Tu vois couler nos pleurs
O pasteur généreux, épargne nos douleurs,
Fuis aux plages lointaines,
Tu peux….
Non ; dans les chaînes,
Ta vertu doit un jour étonner leur fureur.

Tes regards imposans
Abaisser la hauteur de leurs tons menaçans,
Et ta bouche éloquente
Leur porter l’épouvante :
Oui l’aspect du héros fait trembler les tyrans.

Retenu dans les fers,
Le juste voit en paix s’écrouler l’univers ;
Fort de son innocence,
Il vit de l’espérance
Qu’un Dieu renversera les complots des enfers.

Bientôt voici la paix,
Les méchans confondus expîront leurs forfaits.
Rassemblés sous leurs tentes,
Les troupeaux dans l’attente
Reverront leur pasteurs, comblés de ses bienfaits.

Enfin dans le bercail, les brebis sont rentrées.
Quand déjà le bonheur règne dans nos contrées,
On croit… Mais qui pourrait arrêter un héros ?
O Pasteur, ton grand zèle anime ce repos.
Dans les combats, la gloire t’environne,
Et les fleurs de la paix orneront ta couronne.
Si, dans le calme, on voit quelque nuage aux cieux,
Dans ces temps incertains, le soleil radieux
Ne suspend point son cours : sa marche est moins connue ;
Mais toujours le soleil sort plus beau de la nue :
Tel se montre à nos yeux l’IMMORTEL DE THIOLLAZ.
Nos besoins et nos cœurs rappellent ce PRÉLAT.
Le conseiller des Rois, le désiré des princes,
Et l’APOTRE et l’AMI, l’HONNEUR de nos provinces.
Chantons cher Amyntas : nos vœux sont exaucés,
IOLAS vient finir tous nos malheurs passés.

Heureux troupeau que le ciel lui prépare,
Pour toi jamais sa main ne fut avare.
Suis ce BERGER, il connaît tes besoins ;
Pour toi trente ans, il prodigua ses soins :
Sous LUI tu peux, loin des sources impures,
Fuir des serpens les mortelles blessures.
Avec douceur il conduit ses agneaux :
Des loups cruels, repoussant les assauts,
Sa noble ardeur sauve sa bergerie ;
Pour ses brebis, au péril de sa vie,
Dans les dangers volant à leur secours,
Ce bon PASTEUR consacre tous ses jours.
Pour LUI, berger, suspendons nos houlettes,
Accourons tous, apprêtons nos musettes ;
Allons chanter le meilleur des Pasteurs
Notre IOLAS qu’ont réclamé nos cœurs.
Mais ses combats sans nombre, et son vaste génie,
Ses travaux immortels attendent l’harmonie
Des hauts sons de la lyre, et de hardis pinceaux :
Pour nous, bergers, prenons le ton des chalumeaux.

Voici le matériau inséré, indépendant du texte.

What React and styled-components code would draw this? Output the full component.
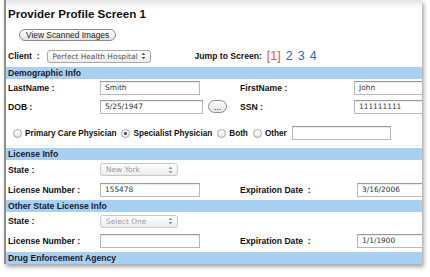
import React from "react";
import styled, { createGlobalStyle } from "styled-components";

const GlobalStyle = createGlobalStyle`
  html, body {
    margin: 0;
    padding: 0;
    background: #ffffff;
  }
  body {
    font-family: "Liberation Sans", Arial, sans-serif;
    color: #111;
  }
`;

export default function App() {
  return (
    <>
      <GlobalStyle />
      <Page>
        <Frame>
          <Header>
            <Title>Provider Profile Screen 1</Title>
            <PillButton wide>View Scanned Images</PillButton>
            <ClientRow>
              <Label>Client&nbsp;&nbsp;:</Label>
              <Select width="104px">Perfect Health Hospital</Select>
              <Jump>
                <Label>Jump to Screen:</Label>
                <ScreenLink current>[1]</ScreenLink>
                <ScreenLink>2</ScreenLink>
                <ScreenLink>3</ScreenLink>
                <ScreenLink>4</ScreenLink>
              </Jump>
            </ClientRow>
          </Header>

          <Bar>Demographic Info</Bar>
          <Row height="17px">
            <Label>LastName :</Label>
            <Input width="100px">Smith</Input>
            <Label>FirstName :</Label>
            <Input grow>John</Input>
          </Row>
          <Row height="21px">
            <Label>DOB :</Label>
            <Cell>
              <Input width="103px">5/25/1947</Input>
              <PillButton>...</PillButton>
            </Cell>
            <Label>SSN :</Label>
            <Input grow>111111111</Input>
          </Row>
          <RadioRow>
            <RadioItem>
              <Radio />
              Primary Care Physician
            </RadioItem>
            <RadioItem>
              <Radio checked />
              Specialist Physician
            </RadioItem>
            <RadioItem>
              <Radio />
              Both
            </RadioItem>
            <RadioItem>
              <Radio />
              Other
            </RadioItem>
            <Input width="99px" />
          </RadioRow>

          <Bar>License Info</Bar>
          <Row height="19px">
            <Label>State :</Label>
            <Select width="78px" disabled>
              New York
            </Select>
          </Row>
          <Row height="21px" wideLabel>
            <Label>License Number :</Label>
            <Input width="100px">155478</Input>
            <Label>Expiration Date&nbsp;&nbsp;:</Label>
            <Input grow>3/16/2006</Input>
          </Row>

          <Bar>Other State License Info</Bar>
          <Row height="18px">
            <Label>State :</Label>
            <Select width="78px" disabled>
              Select One
            </Select>
          </Row>
          <Row height="22px" wideLabel>
            <Label>License Number :</Label>
            <Input width="100px" />
            <Label>Expiration Date&nbsp;&nbsp;:</Label>
            <Input grow>1/1/1900</Input>
          </Row>

          <Bar>Drug Enforcement Agency</Bar>
        </Frame>
      </Page>
    </>
  );
}

function Select({ children, width, disabled }) {
  return (
    <SelectBox width={width} disabled={disabled}>
      <span>{children}</span>
      <svg width="5" height="8" viewBox="0 0 5 8">
        <path d="M0.5 3 L2.5 0.8 L4.5 3 Z" fill="#555" />
        <path d="M0.5 5 L2.5 7.2 L4.5 5 Z" fill="#555" />
      </svg>
    </SelectBox>
  );
}

function Radio({ checked }) {
  return <RadioDot checked={checked} />;
}

const Page = styled.div`
  padding-left: 4px;
  width: 430px;
  height: 277px;
  box-sizing: border-box;
  overflow: hidden;
`;

const Frame = styled.div`
  width: 416px;
  border-left: 2px solid #8f8f8f;
  background: linear-gradient(#e4e4e4 0px, #f4f4f4 5px, #ffffff 8px);
  box-shadow: 2px 3px 4px rgba(0, 0, 0, 0.35);
  overflow: hidden;
`;

const Header = styled.div`
  padding: 7px 0 4px 2px;
  display: flex;
  flex-direction: column;
  align-items: flex-start;
`;

const Title = styled.h1`
  margin: 0;
  font-size: 11.6px;
  font-weight: bold;
  line-height: 14px;
  color: #111;
`;

const PillButton = styled.div`
  display: inline-flex;
  align-items: center;
  justify-content: center;
  box-sizing: border-box;
  height: ${({ wide }) => (wide ? "12px" : "13px")};
  padding: 0 ${({ wide }) => (wide ? "6px" : "5px")};
  margin: ${({ wide }) => (wide ? "8px 0 0 11px" : "0 0 0 5px")};
  border: 1px solid #8a8a8a;
  border-radius: 7px;
  background: linear-gradient(#ffffff, #e2e2e2);
  font-size: 8.4px;
  color: #222;
  white-space: nowrap;
`;

const ClientRow = styled.div`
  display: flex;
  align-items: center;
  margin-top: 8px;
  gap: 7px;
  width: 100%;
`;

const Label = styled.div`
  font-size: 8.6px;
  font-weight: bold;
  color: #111;
  white-space: nowrap;
`;

const Jump = styled.div`
  display: flex;
  align-items: center;
  gap: 5px;
  margin-left: 37px;
`;

const ScreenLink = styled.span`
  font-size: 12.5px;
  color: ${({ current }) => (current ? "#e5553d" : "#2f68b8")};
`;

const Bar = styled.div`
  height: 12px;
  line-height: 12px;
  background: #a8d0f1;
  padding-left: 2px;
  font-size: 8.6px;
  font-weight: bold;
  color: #1a1a2e;
`;

const Row = styled.div`
  display: grid;
  grid-template-columns: 92px 140px ${({ wideLabel }) => (wideLabel ? "117px" : "114px")} 1fr;
  align-items: center;
  height: ${({ height }) => height};
  padding-left: 2px;
`;

const Cell = styled.div`
  display: flex;
  align-items: center;
`;

const Input = styled.div`
  box-sizing: border-box;
  width: ${({ width, grow }) => (grow ? "calc(100% + 4px)" : width)};
  height: 14px;
  line-height: 12px;
  border: 1px solid #b8b8b8;
  border-top-color: #9a9a9a;
  box-shadow: inset 0 1px 1px rgba(0, 0, 0, 0.08);
  background: #fff;
  padding-left: 4px;
  font-family: "DejaVu Sans", Verdana, sans-serif;
  font-size: 7.4px;
  color: #333;
  white-space: nowrap;
  overflow: hidden;
`;

const SelectBox = styled.div`
  box-sizing: border-box;
  width: ${({ width }) => width};
  height: 13px;
  display: flex;
  align-items: center;
  justify-content: space-between;
  padding: 0 4px 0 5px;
  border: 1px solid ${({ disabled }) => (disabled ? "#c8c8c8" : "#a8a8a8")};
  border-radius: 3px;
  background: linear-gradient(#ffffff, #ececec);
  font-family: "DejaVu Sans", Verdana, sans-serif;
  font-size: 7.4px;
  color: ${({ disabled }) => (disabled ? "#9a9a9a" : "#555")};
  white-space: nowrap;

  svg {
    opacity: ${({ disabled }) => (disabled ? 0.6 : 1)};
  }
`;

const RadioRow = styled.div`
  display: flex;
  align-items: center;
  height: 29px;
  padding: 4px 0 0 7px;
  box-sizing: border-box;
  border-bottom: 1px solid #ececec;
  margin-bottom: 2px;
  gap: 5px;
`;

const RadioItem = styled.label`
  display: flex;
  align-items: center;
  gap: 3px;
  font-size: 8.2px;
  font-weight: bold;
  color: #111;
  white-space: nowrap;
`;

const RadioDot = styled.span`
  box-sizing: border-box;
  width: 9px;
  height: 9px;
  border-radius: 50%;
  border: 1px solid #a5a5a5;
  background: ${({ checked }) =>
    checked
      ? "radial-gradient(circle, #555 0 1.3px, #f4f4f4 1.8px)"
      : "linear-gradient(#ffffff, #e6e6e6)"};
`;
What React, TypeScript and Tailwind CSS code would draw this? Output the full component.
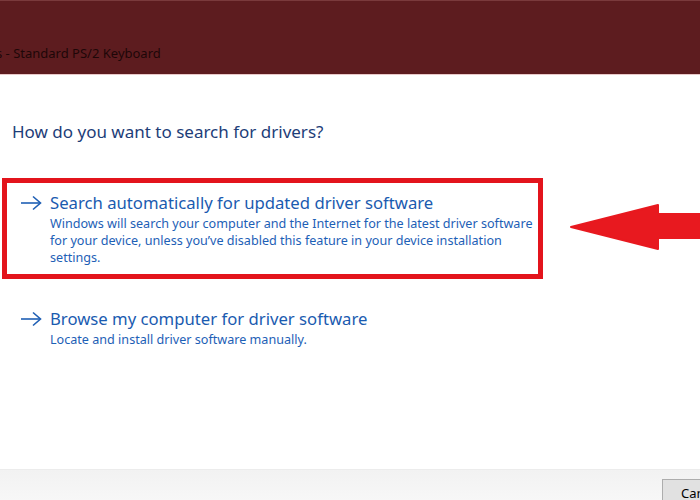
import React from "react";

function BlueArrow() {
  return (
    <svg width="22" height="16" viewBox="0 0 22 16" className="shrink-0">
      <path d="M1 8 H20" stroke="#1f5fb4" strokeWidth="1.6" fill="none" />
      <path d="M13 1.5 L20.5 8 L13 14.5" stroke="#1f5fb4" strokeWidth="1.6" fill="none" />
    </svg>
  );
}

export default function App() {
  const font = { fontFamily: '"Noto Sans", "Open Sans", sans-serif' };
  return (
    <div className="relative w-[700px] h-[500px] bg-white overflow-hidden" style={font}>
      <div className="h-[75px] bg-[#5d1c1f] border-t border-t-[#7a3a3c] border-b border-b-[#e9c9c9] flex items-end pb-[14px]">
        <span className="ml-[-4px] text-[13px] text-[#1e0708] leading-none">s - Standard PS/2 Keyboard</span>
      </div>
      <div className="pl-[12px] pt-[46px] text-[17px] leading-[21px] text-[#1d3d78]">
        How do you want to search for drivers?
      </div>
      <div className="ml-[2px] mt-[36px] w-[541px] h-[101px] border-[5px] border-[#e3141c] pl-[13px] pt-[9px]">
        <div className="flex items-center gap-[8px]">
          <BlueArrow />
          <span className="text-[16.7px] leading-[22px] text-[#1a5bb0]">Search automatically for updated driver software</span>
        </div>
        <div className="pl-[30px] pt-[1px] text-[12.6px] leading-[17px] text-[#1d60b6]">
          <div>Windows will search your computer and the Internet for the latest driver software</div>
          <div>for your device, unless you’ve disabled this feature in your device installation</div>
          <div>settings.</div>
        </div>
      </div>
      <div className="ml-[20px] mt-[29px]">
        <div className="flex items-center gap-[8px]">
          <BlueArrow />
          <span className="text-[16.7px] leading-[22px] text-[#1a5bb0]">Browse my computer for driver software</span>
        </div>
        <div className="pl-[30px] pt-[1px] text-[12.6px] leading-[17px] text-[#1d60b6]">
          Locate and install driver software manually.
        </div>
      </div>
      <div className="absolute left-0 right-0 top-[469px] bottom-0 bg-gradient-to-b from-[#f2f2f2] to-[#f7f7f7] border-t border-[#ececec]">
        <div className="absolute left-[662px] top-[9px] w-[80px] h-[30px] border border-[#adadad] bg-[#e1e1e1] text-[13px] text-black pl-[18px] pt-[4px]" style={{ fontFamily: '"Noto Sans", sans-serif' }}>
          Cancel
        </div>
      </div>
      <svg className="absolute left-[565px] top-[200px]" width="140" height="55" viewBox="565 200 140 55">
        <path d="M571 227 L658 205 L658 214 L705 214 L705 238 L658 238 L658 249 Z" fill="#e8191f" stroke="#e8191f" strokeWidth="2" strokeLinejoin="round" />
      </svg>
    </div>
  );
}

Abbé V. Boccard, in Poésies de l’abbé V. Boccard, professeur au Collège de Mélan, sur le rétablissement de l’évéché d’Annecy, gouverné par Monseigneur C.F de Thiollaz, Ed. à Genève, Imp. de P.A. Bonnant, en 1823

*Claude-François de Thiollaz : premier évêque d’Annecy (1752-1832) et du rétablissement de ce siège épiscopal (1814-1824).